Jaemin Cho Profile picture
PhD student at @UNCCS @UNCNLP Previously at @GoogleAI, @MSFTResearch, @AdobeResearch, @Allen_AI, @official_naver, and @SeoulNatlUni

Jun 7, 2022, 8 tweets

Want a captioning system to describe images in more detail & grammatically, but existing caption annotations are not fine-grained?

Check our #NAACL2022 Findings paper “Fine-grained Image Captioning with CLIP Reward”!

arxiv.org/abs/2205.13115

@AdobeResearch @uncnlp

🧵👇
(1/n)

Toward more descriptive and distinctive caption generation, we propose using CLIP to calculate multimodal similarity and use it as a reward function.
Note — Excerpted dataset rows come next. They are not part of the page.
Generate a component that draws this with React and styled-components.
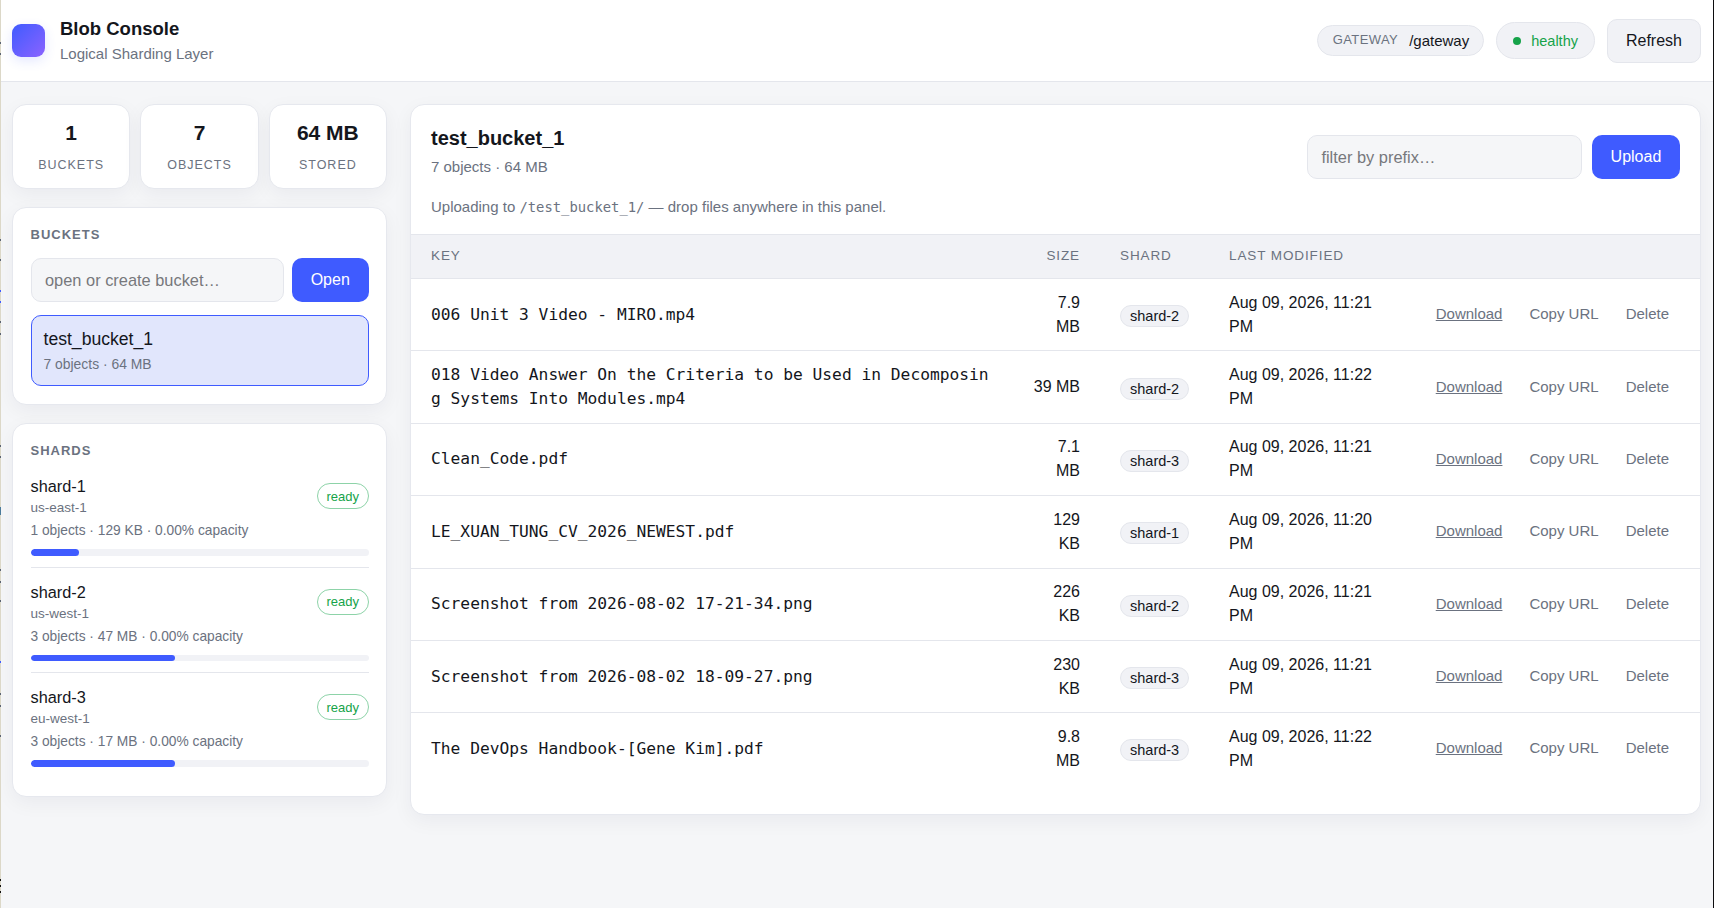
import React from 'react';
import styled, { createGlobalStyle } from 'styled-components';

const GlobalStyle = createGlobalStyle`
  * { box-sizing: border-box; }
  html, body { margin: 0; padding: 0; }
  body {
    background: #f5f6f8;
    color: #14161c;
    font-family: "Liberation Sans", Arial, sans-serif;
    font-size: 15px;
    min-height: 908px;
    overflow: hidden;
  }
`;

const shards = [
  { name: 'shard-1', region: 'us-east-1', meta: '1 objects · 129 KB · 0.00% capacity', pct: 14.4 },
  { name: 'shard-2', region: 'us-west-1', meta: '3 objects · 47 MB · 0.00% capacity', pct: 42.8 },
  { name: 'shard-3', region: 'eu-west-1', meta: '3 objects · 17 MB · 0.00% capacity', pct: 42.8 },
];

const objects = [
  { key: '006 Unit 3 Video - MIRO.mp4', size: '7.9 MB', shard: 'shard-2', date: 'Aug 09, 2026, 11:21 PM' },
  { key: '018 Video Answer On the Criteria to be Used in Decomposing Systems Into Modules.mp4', size: '39 MB', shard: 'shard-2', date: 'Aug 09, 2026, 11:22 PM' },
  { key: 'Clean_Code.pdf', size: '7.1 MB', shard: 'shard-3', date: 'Aug 09, 2026, 11:21 PM' },
  { key: 'LE_XUAN_TUNG_CV_2026_NEWEST.pdf', size: '129 KB', shard: 'shard-1', date: 'Aug 09, 2026, 11:20 PM' },
  { key: 'Screenshot from 2026-08-02 17-21-34.png', size: '226 KB', shard: 'shard-2', date: 'Aug 09, 2026, 11:21 PM' },
  { key: 'Screenshot from 2026-08-02 18-09-27.png', size: '230 KB', shard: 'shard-3', date: 'Aug 09, 2026, 11:21 PM' },
  { key: 'The DevOps Handbook-[Gene Kim].pdf', size: '9.8 MB', shard: 'shard-3', date: 'Aug 09, 2026, 11:22 PM' },
];

// bits of the window behind that show along the left edge of the capture
const edgeTicks = [
  { y: 42, c: '#5b6472' }, { y: 53, c: '#5b6472' }, { y: 239, c: '#5b6472' }, { y: 259, c: '#5b6472' },
  { y: 290, c: '#3f5bff' }, { y: 301, c: '#3f5bff' }, { y: 321, c: '#5b6472' }, { y: 333, c: '#5b6472' },
  { y: 445, c: '#5b6472' }, { y: 456, c: '#5b6472' }, { y: 507, c: '#4a7a9a', h: 8 }, { y: 569, c: '#5b6472' },
  { y: 581, c: '#5b6472' }, { y: 600, c: '#5b6472' }, { y: 661, c: '#3f5bff' }, { y: 693, c: '#5b6472' },
  { y: 705, c: '#5b6472' }, { y: 735, c: '#5b6472' }, { y: 879, c: '#111', h: 2 }, { y: 885, c: '#111', h: 2 },
  { y: 891, c: '#111', h: 2 },
];

const App = () => (
  <>
    <GlobalStyle />
    <Header>
      <Brand>
        <Logo />
        <div>
          <BrandName>Blob Console</BrandName>
          <BrandSub>Logical Sharding Layer</BrandSub>
        </div>
      </Brand>
      <HeaderRight>
        <GatewayPill>
          <GatewayLabel>GATEWAY</GatewayLabel>
          <span>/gateway</span>
        </GatewayPill>
        <StatusPill>
          <Dot />
          healthy
        </StatusPill>
        <GhostButton>Refresh</GhostButton>
      </HeaderRight>
    </Header>
    <Page>
      <Sidebar>
        <Stats>
          <Stat><StatValue>1</StatValue><StatLabel>BUCKETS</StatLabel></Stat>
          <Stat><StatValue>7</StatValue><StatLabel>OBJECTS</StatLabel></Stat>
          <Stat><StatValue>64 MB</StatValue><StatLabel>STORED</StatLabel></Stat>
        </Stats>
        <BucketsCard>
          <CardTitle>BUCKETS</CardTitle>
          <InputRow>
            <TextInput placeholder="open or create bucket…" />
            <PrimaryButton>Open</PrimaryButton>
          </InputRow>
          <BucketItem>
            <BucketName>test_bucket_1</BucketName>
            <BucketMeta>7 objects · 64 MB</BucketMeta>
          </BucketItem>
        </BucketsCard>
        <Card>
          <ShardsTitle>SHARDS</ShardsTitle>
          {shards.map((s, i) => (
            <Shard key={s.name} $last={i === shards.length - 1}>
              <ShardTop>
                <div>
                  <ShardName>{s.name}</ShardName>
                  <ShardRegion>{s.region}</ShardRegion>
                </div>
                <ReadyBadge>ready</ReadyBadge>
              </ShardTop>
              <ShardMeta>{s.meta}</ShardMeta>
              <Track>
                <Fill style={{ width: `${s.pct}%` }} />
              </Track>
            </Shard>
          ))}
        </Card>
      </Sidebar>
      <Main>
        <MainHead>
          <MainTop>
            <div>
              <MainTitle>test_bucket_1</MainTitle>
              <MainSub>7 objects · 64 MB</MainSub>
            </div>
            <MainTools>
              <FilterInput placeholder="filter by prefix…" />
              <PrimaryButton>Upload</PrimaryButton>
            </MainTools>
          </MainTop>
          <Hint>
            Uploading to <HintCode>/test_bucket_1/</HintCode> — drop files anywhere in this panel.
          </Hint>
        </MainHead>
        <Table>
          <thead>
            <tr>
              <Th $width="599px">KEY</Th>
              <Th $width="90px" $right>SIZE</Th>
              <Th $width="109px">SHARD</Th>
              <Th $width="200px">LAST MODIFIED</Th>
              <Th />
            </tr>
          </thead>
          <tbody>
            {objects.map((o, i) => {
              const last = i === objects.length - 1;
              return (
                <tr key={o.key}>
                  <KeyCell $last={last}>{o.key}</KeyCell>
                  <SizeCell $last={last}>{o.size}</SizeCell>
                  <Td $last={last}><ShardTag>{o.shard}</ShardTag></Td>
                  <Td $last={last}>{o.date}</Td>
                  <ActionsCell $last={last}>
                    <Actions>
                      <ActionLink>Download</ActionLink>
                      <ActionButton>Copy URL</ActionButton>
                      <ActionButton>Delete</ActionButton>
                    </Actions>
                  </ActionsCell>
                </tr>
              );
            })}
          </tbody>
        </Table>
      </Main>
    </Page>
    <LeftEdge>
      {edgeTicks.map(t => (
        <EdgeTick key={t.y} $y={t.y} $color={t.c} $h={t.h} />
      ))}
    </LeftEdge>
    <RightEdge />
  </>
);

const LeftEdge = styled.div`
  position: fixed;
  left: 0;
  top: 0;
  bottom: 0;
  width: 1px;
  background: #dcd8c8;
`;

const EdgeTick = styled.span`
  position: absolute;
  left: 0;
  top: ${p => p.$y}px;
  width: 1px;
  height: ${p => p.$h || 2}px;
  background: ${p => p.$color};
`;

const RightEdge = styled.div`
  position: fixed;
  right: 0;
  top: 0;
  bottom: 0;
  width: 1px;
  background: #0c0c0e;
`;

const Header = styled.header`
  height: 82px;
  background: #fff;
  border-bottom: 1px solid #e4e6ec;
  display: flex;
  align-items: center;
  justify-content: space-between;
  padding: 0 13px 0 12px;
`;

const Brand = styled.div`
  display: flex;
  align-items: center;
  gap: 15px;
`;

const Logo = styled.div`
  width: 33px;
  height: 33px;
  border-radius: 9px;
  background: linear-gradient(135deg, #3f5bff, #8b63ff);
  box-shadow: 0 4px 12px rgba(63, 91, 255, 0.14);
`;

const BrandName = styled.div`
  font-size: 18.5px;
  font-weight: 700;
  line-height: 22px;
  margin-top: 1px;
  margin-bottom: 4px;
`;

const BrandSub = styled.div`
  font-size: 15px;
  line-height: 20px;
  color: #6b7280;
`;

const HeaderRight = styled.div`
  display: flex;
  align-items: center;
  gap: 12px;
`;

const GatewayPill = styled.div`
  height: 31px;
  display: flex;
  align-items: center;
  gap: 11px;
  padding: 0 14px 0 15px;
  background: #f1f2f6;
  border: 1px solid #e4e6ec;
  border-radius: 999px;
  font-size: 15px;
`;

const GatewayLabel = styled.span`
  font-size: 13px;
  letter-spacing: 0.4px;
  color: #6b7280;
  margin-top: -2px;
`;

const StatusPill = styled.div`
  height: 37px;
  display: flex;
  align-items: center;
  gap: 10px;
  padding: 0 16px;
  background: #f1f2f6;
  border: 1px solid #e4e6ec;
  border-radius: 999px;
  font-size: 14.5px;
  color: #16a34a;
`;

const Dot = styled.span`
  width: 8px;
  height: 8px;
  border-radius: 50%;
  background: #16a34a;
`;

const GhostButton = styled.button`
  height: 44px;
  padding: 0 18px;
  background: #f1f2f6;
  border: 1px solid #e4e6ec;
  border-radius: 10px;
  color: #14161c;
  font: inherit;
  font-size: 16px;
`;

const Page = styled.div`
  display: grid;
  grid-template-columns: 375px 1291px;
  column-gap: 23px;
  padding: 22px 0 0 12px;
  align-items: start;
`;

const Sidebar = styled.aside`
  display: flex;
  flex-direction: column;
`;

const Stats = styled.div`
  display: grid;
  grid-template-columns: repeat(3, 1fr);
  gap: 10px;
  margin-bottom: 18px;
`;

const Stat = styled.div`
  height: 85px;
  background: #fff;
  border: 1px solid #e6e8ee;
  border-radius: 14px;
  box-shadow: 0 6px 20px rgba(20, 24, 50, 0.05);
  text-align: center;
  padding-top: 14.5px;
`;

const StatValue = styled.div`
  font-size: 21px;
  font-weight: 700;
  line-height: 26px;
`;

const StatLabel = styled.div`
  margin-top: 12px;
  font-size: 12.5px;
  letter-spacing: 1px;
  color: #6b7280;
`;

const Card = styled.section`
  background: #fff;
  border: 1px solid #e6e8ee;
  border-radius: 14px;
  box-shadow: 0 6px 20px rgba(20, 24, 50, 0.05);
  padding: 19px 17.5px 18px;
`;

const BucketsCard = styled(Card)`
  height: 198px;
  margin-bottom: 17.5px;
`;

const CardTitle = styled.div`
  font-size: 13px;
  font-weight: 700;
  letter-spacing: 1px;
  color: #6b7280;
  line-height: 16px;
  margin-bottom: 15px;
`;

const ShardsTitle = styled(CardTitle)`
  margin-bottom: 17.5px;
`;

const InputRow = styled.div`
  display: flex;
  gap: 8px;
  margin-bottom: 13px;
`;

const TextInput = styled.input`
  flex: 1;
  min-width: 0;
  height: 44px;
  padding: 0 13.5px;
  background: #f5f6f8;
  border: 1px solid #e4e6ec;
  border-radius: 10px;
  font: inherit;
  font-size: 16.4px;
  &::placeholder { color: #77787c; }
`;

const FilterInput = styled(TextInput)`
  flex: none;
  width: 275px;
`;

const PrimaryButton = styled.button`
  height: 44px;
  padding: 0 18.7px;
  background: #3f5bff;
  border: none;
  border-radius: 10px;
  color: #fff;
  font: inherit;
  font-size: 16px;
`;

const BucketItem = styled.div`
  height: 71px;
  padding: 12px;
  background: #e1e6fc;
  border: 1px solid #3f5bff;
  border-radius: 10px;
`;

const BucketName = styled.div`
  font-size: 17.6px;
  line-height: 22px;
  margin-bottom: 5px;
`;

const BucketMeta = styled.div`
  font-size: 13.9px;
  line-height: 18px;
  color: #6b7280;
`;

const Shard = styled.div`
  padding-bottom: ${p => (p.$last ? '0' : '11px')};
  margin-bottom: ${p => (p.$last ? '11px' : '14px')};
  border-bottom: ${p => (p.$last ? 'none' : '1px solid #e4e6ec')};
`;

const ShardTop = styled.div`
  display: flex;
  justify-content: space-between;
  align-items: center;
`;

const ShardName = styled.div`
  font-size: 16.3px;
  line-height: 20px;
`;

const ShardRegion = styled.div`
  margin-top: 2px;
  font-size: 13.5px;
  line-height: 20px;
  color: #6b7280;
`;

const ReadyBadge = styled.span`
  height: 26px;
  margin-bottom: 2px;
  padding: 0 8.5px;
  display: flex;
  align-items: center;
  font-size: 13px;
  color: #16a34a;
  border: 1px solid #8dd3a8;
  border-radius: 999px;
`;

const ShardMeta = styled.div`
  margin-top: 3px;
  font-size: 13.75px;
  line-height: 20px;
  color: #6b7280;
`;

const Track = styled.div`
  margin-top: 8px;
  height: 6.5px;
  background: #f1f2f6;
  border-radius: 4px;
  overflow: hidden;
`;

const Fill = styled.div`
  height: 100%;
  background: #3f5bff;
  border-radius: 4px;
`;

const Main = styled.main`
  height: 711px;
  background: #fff;
  border: 1px solid #e6e8ee;
  border-radius: 14px;
  box-shadow: 0 6px 20px rgba(20, 24, 50, 0.05);
  overflow: hidden;
`;

const MainHead = styled.div`
  padding: 20.5px 20px 17.5px 20px;
`;

const MainTop = styled.div`
  display: flex;
  justify-content: space-between;
  align-items: flex-start;
`;

const MainTitle = styled.div`
  font-size: 20px;
  font-weight: 700;
  line-height: 24px;
`;

const MainSub = styled.div`
  margin-top: 7px;
  font-size: 15px;
  line-height: 20px;
  color: #6b7280;
`;

const MainTools = styled.div`
  display: flex;
  gap: 10px;
  margin-top: 9.5px;
`;

const Hint = styled.div`
  margin-top: 17.5px;
  font-size: 15px;
  line-height: 20px;
  color: #6b7280;
`;

const HintCode = styled.code`
  font-family: "DejaVu Sans Mono", monospace;
  font-size: 13.85px;
`;

const Table = styled.table`
  width: 100%;
  border-collapse: collapse;
  table-layout: fixed;
`;

const Th = styled.th`
  width: ${p => p.$width || 'auto'};
  height: 44px;
  padding: 0 20px 2px;
  background: #f1f2f6;
  border-top: 1px solid #e4e6ec;
  border-bottom: 1px solid #e4e6ec;
  font-size: 13.5px;
  font-weight: 400;
  letter-spacing: 0.9px;
  color: #6b7280;
  text-align: ${p => (p.$right ? 'right' : 'left')};
`;

const Td = styled.td`
  padding: 11.7px 20px;
  border-bottom: ${p => (p.$last ? 'none' : '1px solid #e4e6ec')};
  font-size: 16px;
  line-height: 24px;
`;

const KeyCell = styled(Td)`
  font-family: "DejaVu Sans Mono", monospace;
  font-size: 16.25px;
  word-break: break-all;
`;

const SizeCell = styled(Td)`
  text-align: right;
`;

const ShardTag = styled.span`
  display: inline-block;
  padding: 1px 9px;
  background: #f1f2f6;
  border: 1px solid #e4e6ec;
  border-radius: 999px;
  font-size: 14.5px;
  line-height: 18px;
  white-space: nowrap;
  vertical-align: -2px;
`;

const ActionsCell = styled(Td)`
  padding: 0 31px 0 0;
`;

const Actions = styled.div`
  display: flex;
  justify-content: flex-end;
  gap: 27px;
  margin-top: -1px;
  font-size: 15px;
  color: #6b7280;
`;

const ActionLink = styled.a`
  text-decoration: underline;
`;

const ActionButton = styled.span``;

export default App;
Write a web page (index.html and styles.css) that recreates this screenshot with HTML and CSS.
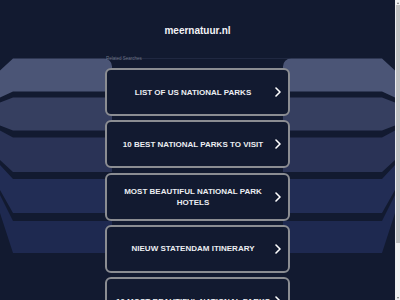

This avoids imitating only the reference caption and instead transfers fine-grained details from similar training images.

(2/n)

We found that using CLIP-S (@jmhessel etal) as reward provides such fine-grained guidance; but we also found that the model trained with it degenerates with repeated words. Since CLIP is trained only with a contrastive objective, its text encoder doesn't care about grammar

(3/n)

To address this, we next inject grammar knowledge into CLIP, by finetuning its text encoder w/o requiring extra grammar annotations. We create negative sentences by editing original ones, and learn an MLP head to classify whether a sentence is grammatically correct or not.

(4/n)

The grammar score successfully addresses the text degeneration problem!

(5/n)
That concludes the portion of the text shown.